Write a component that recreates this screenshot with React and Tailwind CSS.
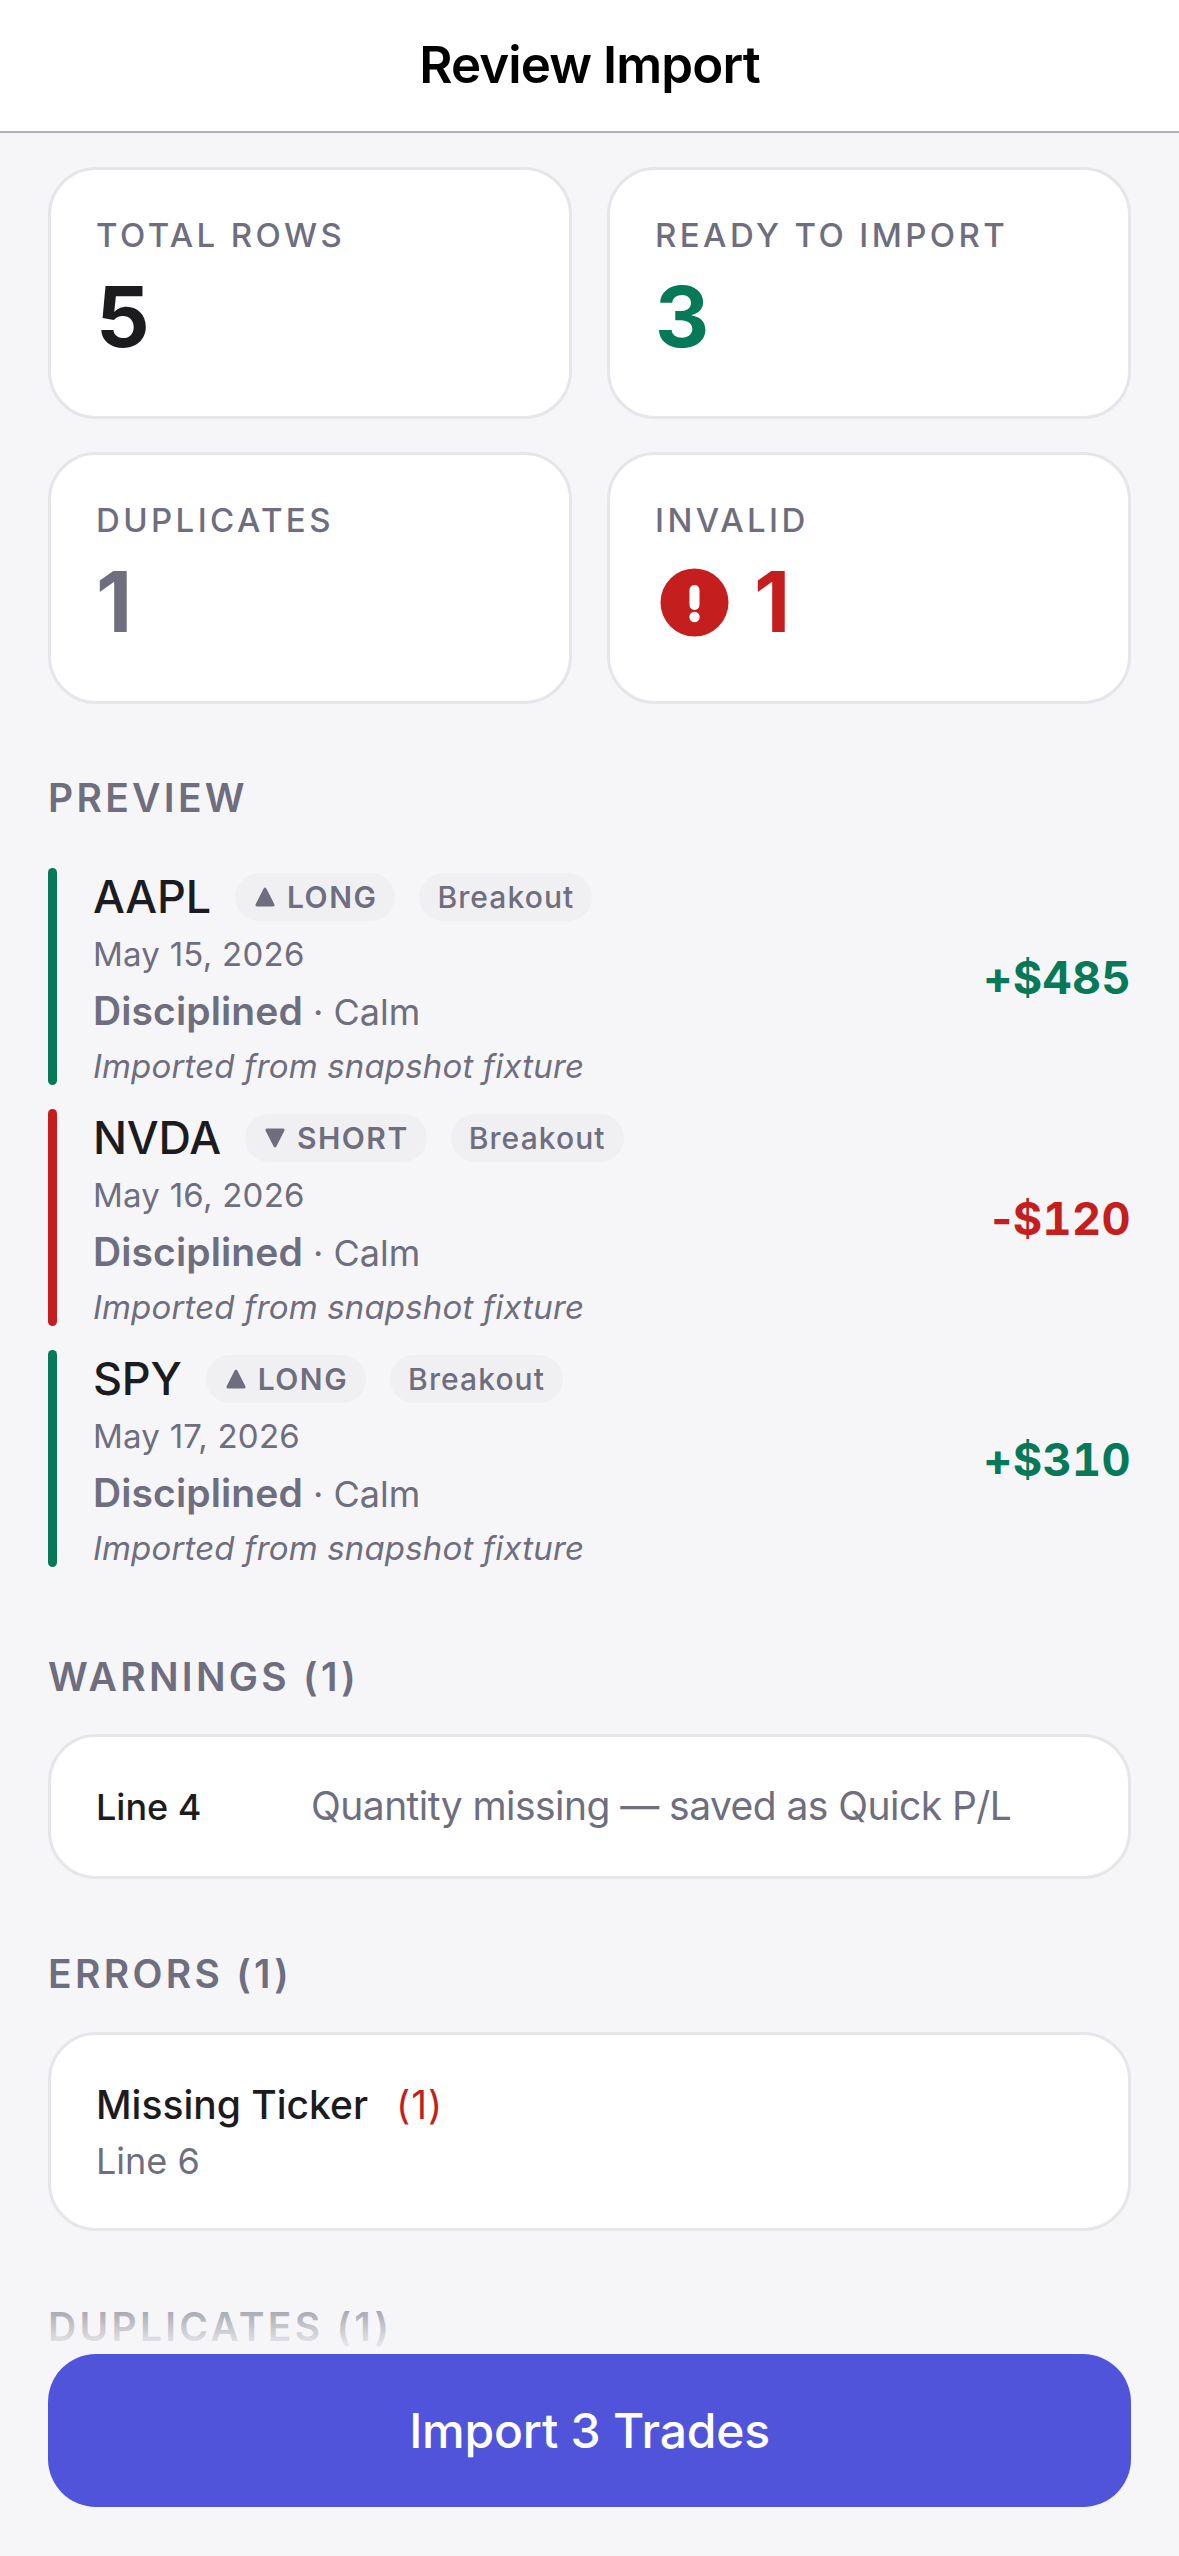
import React from "react";

const font = { fontFamily: '"Inter", "Liberation Sans", sans-serif' };

function Stat({ label, value, color, icon }) {
  return (
    <div className="h-[252px] rounded-[48px] border-[3px] border-[#e5e5ea] bg-white pl-[45px] pt-[45px]">
      <div className="text-[33px] leading-[40px] font-medium tracking-[3.4px] text-[#6e6e7e]">{label}</div>
      <div className={`mt-[12px] flex items-center gap-[25px] text-[84px] leading-[100px] font-bold ${color}`}>
        {icon}
        <span>{value}</span>
      </div>
    </div>
  );
}

function Alert() {
  return (
    <svg width="69" height="69" viewBox="0 0 69 69" className="ml-[5px]">
      <circle cx="34.5" cy="34.5" r="34" fill="#c41e1e" />
      <rect x="29.5" y="17" width="10" height="25" rx="5" fill="#fff" />
      <circle cx="34.5" cy="49" r="5.2" fill="#fff" />
    </svg>
  );
}

function Heading({ children, className = "" }) {
  return (
    <div className={`text-[39px] leading-[44px] font-semibold tracking-[3.3px] text-[#6e6e7e] ${className}`}>{children}</div>
  );
}

function Pill({ children }) {
  return (
    <span className="flex h-[48px] items-center gap-[10px] rounded-full bg-[#f0f0f3] px-[18px] text-[30px] font-medium tracking-[1.1px] text-[#6e6e7e]">
      {children}
    </span>
  );
}

function Row({ ticker, dir, date, amount, up }) {
  const bar = up ? "bg-[#067a58]" : "bg-[#c41e1e]";
  const text = up ? "text-[#067a58]" : "text-[#c41e1e]";
  return (
    <div className="flex h-[217px] items-center">
      <div className={`h-full w-[9px] rounded-full ${bar}`} />
      <div className="ml-[36px] flex-1 pt-[6px]">
        <div className="flex h-[52px] items-center">
          <span className="text-[45px] leading-[52px] font-medium tracking-[-0.2px] text-[#1c1c1e]">{ticker}</span>
          <span className="ml-[24px]">
            <Pill>
              <svg width="24" height="24" viewBox="0 0 24 24" className={up ? "" : "rotate-180"}>
                <path d="M12 2.5 Q13 2.5 13.6 4 L21.5 19.5 Q22 21.5 20 21.5 L4 21.5 Q2 21.5 2.5 19.5 L10.4 4 Q11 2.5 12 2.5Z" fill="#6e6e7e" />
              </svg>
              <span className="font-semibold tracking-[1.5px]">{dir}</span>
            </Pill>
          </span>
          <span className="ml-[24px]">
            <Pill>Breakout</Pill>
          </span>
        </div>
        <div className="mt-[9px] text-[33px] leading-[44px] tracking-[0.25px] text-[#6e6e7e]">{date}</div>
        <div className="mt-[11px] text-[36px] leading-[48px] text-[#6e6e7e]">
          <span className="text-[39px] font-semibold tracking-[0.1px]">Disciplined</span> · Calm
        </div>
        <div className="mt-[8px] text-[33px] leading-[44px] tracking-[0.16px] italic text-[#6e6e7e]">Imported from snapshot fixture</div>
      </div>
      <div className={`pt-[3px] text-[45px] font-bold tracking-[0.4px] tabular-nums ${text}`}>
        {up ? (
          amount
        ) : (
          <>
            <span className="normal-nums">-</span>
            {amount.slice(1)}
          </>
        )}
      </div>
    </div>
  );
}

export default function App() {
  return (
    <div style={font} className="flex h-[2556px] w-[1179px] flex-col overflow-hidden bg-[#f6f6f9]">
      <header className="flex h-[133px] shrink-0 items-center justify-center border-b-[2px] border-[#b2b2b6] bg-white">
        <h1 className="text-[51px] font-semibold tracking-[-0.9px] text-black">Review Import</h1>
      </header>

      <main className="relative min-h-0 flex-1 overflow-hidden px-[48px] pt-[34px]">
        <div className="grid grid-cols-2 gap-x-[35px] gap-y-[33px]">
          <Stat label="TOTAL ROWS" value="5" color="text-[#1c1c1e]" />
          <Stat label="READY TO IMPORT" value="3" color="text-[#067a58]" />
          <Stat label="DUPLICATES" value="1" color="text-[#6e6e7e]" />
          <Stat label="INVALID" value="1" color="text-[#c41e1e]" icon={<Alert />} />
        </div>

        <Heading className="mt-[72px]">PREVIEW</Heading>
        <div className="mt-[48px] flex flex-col gap-[24px]">
          <Row ticker="AAPL" dir="LONG" date="May 15, 2026" amount="+$485" up />
          <Row ticker="NVDA" dir="SHORT" date="May 16, 2026" amount="-$120" />
          <Row ticker="SPY" dir="LONG" date="May 17, 2026" amount="+$310" up />
        </div>

        <Heading className="mt-[88px]">WARNINGS (1)</Heading>
        <div className="mt-[35px] flex h-[145px] items-center rounded-[48px] border-[3px] border-[#e5e5ea] bg-white pl-[45px]">
          <span className="w-[215px] text-[36px] font-medium text-[#1c1c1e]">Line 4</span>
          <span className="text-[39px] tracking-[-0.55px] text-[#6e6e7e]">Quantity missing — saved as Quick P/L</span>
        </div>

        <Heading className="mt-[73px]">ERRORS (1)</Heading>
        <div className="mt-[36px] h-[199px] rounded-[48px] border-[3px] border-[#e5e5ea] bg-white pl-[45px] pt-[44px]">
          <div className="flex items-center text-[39px] leading-[52px] font-medium text-[#1c1c1e]">
            Missing Ticker
            <span className="ml-[28px] text-[39px] font-normal tracking-[1px] text-[#c41e1e]">(1)</span>
          </div>
          <div className="mt-[8px] text-[36px] leading-[44px] text-[#6e6e7e]">Line 6</div>
        </div>

        <Heading className="mt-[74px]">DUPLICATES (1)</Heading>

        <div className="absolute inset-x-0 bottom-0 h-[76px] bg-gradient-to-b from-[#f6f6f900] to-[#f6f6f9]" />
      </main>

      <footer className="shrink-0 px-[48px] pb-[49px]">
        <button className="flex h-[153px] w-full items-center justify-center rounded-[48px] bg-[#5054db] text-[48px] font-medium tracking-[-0.2px] text-white">
          Import 3 Trades
        </button>
      </footer>
    </div>
  );
}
■ ■ ■ ■ ■ ■ ■
Your objective: All of the material above should be reproduced exactly, except the pictures.

The output:
Write a component that recreates this screenshot with React and Tailwind CSS.
import React from "react";

const font = { fontFamily: '"Inter", "Liberation Sans", sans-serif' };

function Stat({ label, value, color, icon }) {
  return (
    <div className="h-[252px] rounded-[48px] border-[3px] border-[#e5e5ea] bg-white pl-[45px] pt-[45px]">
      <div className="text-[33px] leading-[40px] font-medium tracking-[3.4px] text-[#6e6e7e]">{label}</div>
      <div className={`mt-[12px] flex items-center gap-[25px] text-[84px] leading-[100px] font-bold ${color}`}>
        {icon}
        <span>{value}</span>
      </div>
    </div>
  );
}

function Alert() {
  return (
    <svg width="69" height="69" viewBox="0 0 69 69" className="ml-[5px]">
      <circle cx="34.5" cy="34.5" r="34" fill="#c41e1e" />
      <rect x="29.5" y="17" width="10" height="25" rx="5" fill="#fff" />
      <circle cx="34.5" cy="49" r="5.2" fill="#fff" />
    </svg>
  );
}

function Heading({ children, className = "" }) {
  return (
    <div className={`text-[39px] leading-[44px] font-semibold tracking-[3.3px] text-[#6e6e7e] ${className}`}>{children}</div>
  );
}

function Pill({ children }) {
  return (
    <span className="flex h-[48px] items-center gap-[10px] rounded-full bg-[#f0f0f3] px-[18px] text-[30px] font-medium tracking-[1.1px] text-[#6e6e7e]">
      {children}
    </span>
  );
}

function Row({ ticker, dir, date, amount, up }) {
  const bar = up ? "bg-[#067a58]" : "bg-[#c41e1e]";
  const text = up ? "text-[#067a58]" : "text-[#c41e1e]";
  return (
    <div className="flex h-[217px] items-center">
      <div className={`h-full w-[9px] rounded-full ${bar}`} />
      <div className="ml-[36px] flex-1 pt-[6px]">
        <div className="flex h-[52px] items-center">
          <span className="text-[45px] leading-[52px] font-medium tracking-[-0.2px] text-[#1c1c1e]">{ticker}</span>
          <span className="ml-[24px]">
            <Pill>
              <svg width="24" height="24" viewBox="0 0 24 24" className={up ? "" : "rotate-180"}>
                <path d="M12 2.5 Q13 2.5 13.6 4 L21.5 19.5 Q22 21.5 20 21.5 L4 21.5 Q2 21.5 2.5 19.5 L10.4 4 Q11 2.5 12 2.5Z" fill="#6e6e7e" />
              </svg>
              <span className="font-semibold tracking-[1.5px]">{dir}</span>
            </Pill>
          </span>
          <span className="ml-[24px]">
            <Pill>Breakout</Pill>
          </span>
        </div>
        <div className="mt-[9px] text-[33px] leading-[44px] tracking-[0.25px] text-[#6e6e7e]">{date}</div>
        <div className="mt-[11px] text-[36px] leading-[48px] text-[#6e6e7e]">
          <span className="text-[39px] font-semibold tracking-[0.1px]">Disciplined</span> · Calm
        </div>
        <div className="mt-[8px] text-[33px] leading-[44px] tracking-[0.16px] italic text-[#6e6e7e]">Imported from snapshot fixture</div>
      </div>
      <div className={`pt-[3px] text-[45px] font-bold tracking-[0.4px] tabular-nums ${text}`}>
        {up ? (
          amount
        ) : (
          <>
            <span className="normal-nums">-</span>
            {amount.slice(1)}
          </>
        )}
      </div>
    </div>
  );
}

export default function App() {
  return (
    <div style={font} className="flex h-[2556px] w-[1179px] flex-col overflow-hidden bg-[#f6f6f9]">
      <header className="flex h-[133px] shrink-0 items-center justify-center border-b-[2px] border-[#b2b2b6] bg-white">
        <h1 className="text-[51px] font-semibold tracking-[-0.9px] text-black">Review Import</h1>
      </header>

      <main className="relative min-h-0 flex-1 overflow-hidden px-[48px] pt-[34px]">
        <div className="grid grid-cols-2 gap-x-[35px] gap-y-[33px]">
          <Stat label="TOTAL ROWS" value="5" color="text-[#1c1c1e]" />
          <Stat label="READY TO IMPORT" value="3" color="text-[#067a58]" />
          <Stat label="DUPLICATES" value="1" color="text-[#6e6e7e]" />
          <Stat label="INVALID" value="1" color="text-[#c41e1e]" icon={<Alert />} />
        </div>

        <Heading className="mt-[72px]">PREVIEW</Heading>
        <div className="mt-[48px] flex flex-col gap-[24px]">
          <Row ticker="AAPL" dir="LONG" date="May 15, 2026" amount="+$485" up />
          <Row ticker="NVDA" dir="SHORT" date="May 16, 2026" amount="-$120" />
          <Row ticker="SPY" dir="LONG" date="May 17, 2026" amount="+$310" up />
        </div>

        <Heading className="mt-[88px]">WARNINGS (1)</Heading>
        <div className="mt-[35px] flex h-[145px] items-center rounded-[48px] border-[3px] border-[#e5e5ea] bg-white pl-[45px]">
          <span className="w-[215px] text-[36px] font-medium text-[#1c1c1e]">Line 4</span>
          <span className="text-[39px] tracking-[-0.55px] text-[#6e6e7e]">Quantity missing — saved as Quick P/L</span>
        </div>

        <Heading className="mt-[73px]">ERRORS (1)</Heading>
        <div className="mt-[36px] h-[199px] rounded-[48px] border-[3px] border-[#e5e5ea] bg-white pl-[45px] pt-[44px]">
          <div className="flex items-center text-[39px] leading-[52px] font-medium text-[#1c1c1e]">
            Missing Ticker
            <span className="ml-[28px] text-[39px] font-normal tracking-[1px] text-[#c41e1e]">(1)</span>
          </div>
          <div className="mt-[8px] text-[36px] leading-[44px] text-[#6e6e7e]">Line 6</div>
        </div>

        <Heading className="mt-[74px]">DUPLICATES (1)</Heading>

        <div className="absolute inset-x-0 bottom-0 h-[76px] bg-gradient-to-b from-[#f6f6f900] to-[#f6f6f9]" />
      </main>

      <footer className="shrink-0 px-[48px] pb-[49px]">
        <button className="flex h-[153px] w-full items-center justify-center rounded-[48px] bg-[#5054db] text-[48px] font-medium tracking-[-0.2px] text-white">
          Import 3 Trades
        </button>
      </footer>
    </div>
  );
}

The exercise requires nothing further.